The fat pad sign, also known as the sail sign, is a potential finding on elbow radiography which suggests a fracture of one or more bones at the elbow. It may indicate an occult fracture that is not directly visible. Its name derives from the fact that it has the shape of a spinnaker (sail). It is caused by displacement of the fat pad around the elbow joint. Both anterior and posterior fat pad signs exist, and both can be found on the same X-ray.

In children, a posterior fat pad sign suggests a condylar fracture of the humerus. In adults it suggests a radial head fracture.

In addition to fracture, any process resulting in an elbow joint effusion may also demonstrate an abnormal fat pad sign. Increased intracapsular fluid is also seen in several conditions other than fracture and this produces the abnormal fat pad sign. (toxic synovitis, septic arthritis, Juvenile Rheumatoid Arthritis, osteomyelitis of the distal humeral physis and secondary septic joint). In these instances, history and clinical examination in addition laboratory results (WBC, ESR, CRP) will guide the provider in determining whether to treat the condition as an occult fracture or continue workup for other pathology.

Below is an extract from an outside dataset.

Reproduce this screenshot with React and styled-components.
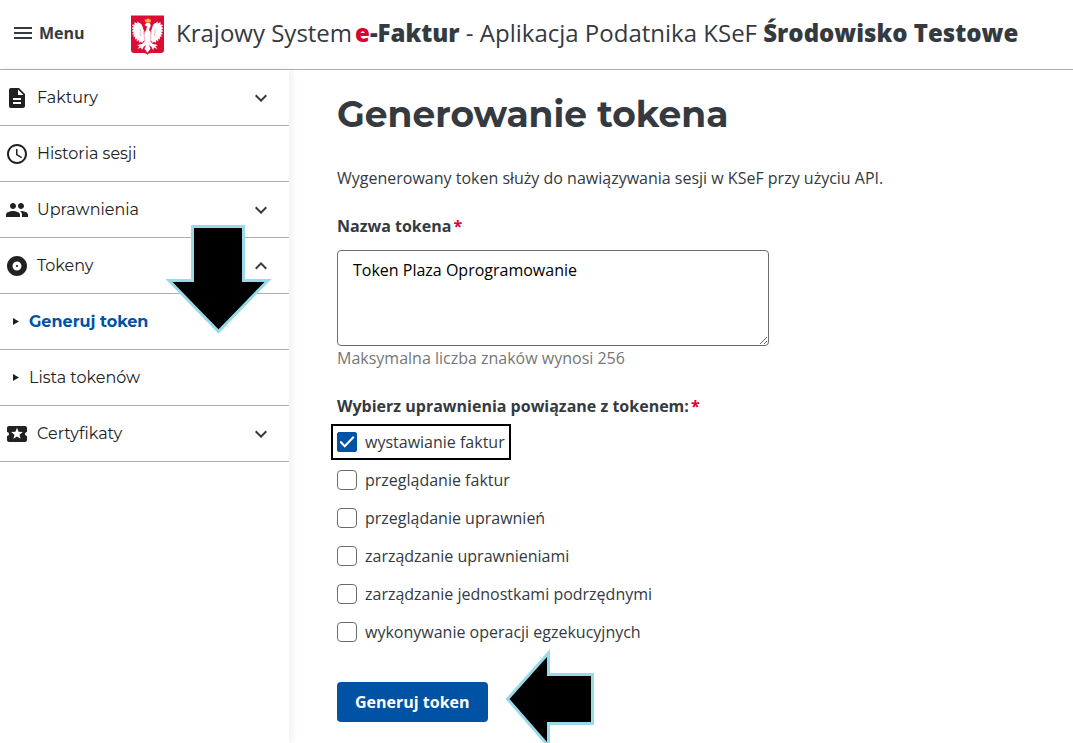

The fat pad sign is invaluable in assessing for the presence of an intra-articular fracture of the elbow. An anterior fat pad is often normal. However a posterior fat pad seen on a lateral x-ray of the elbow is always abnormal. The patient will be unable to flex their elbow and requires orthopaedic input.

== Pathophysiology ==
The posterior fat pad is normally pressed in the olecranon fossa by the triceps tendon, and hence invisible on lateral radiograph of the elbow. When there is a fracture of the distal humerus, or other pathology involving the elbow joint, inflammation develops around the synovial membrane forcing the fat pad out of its normal physiologic resting place. This is visible as the "posterior fat pad sign" and is often the only visible marker of a fracture, particularly in the pediatrics population.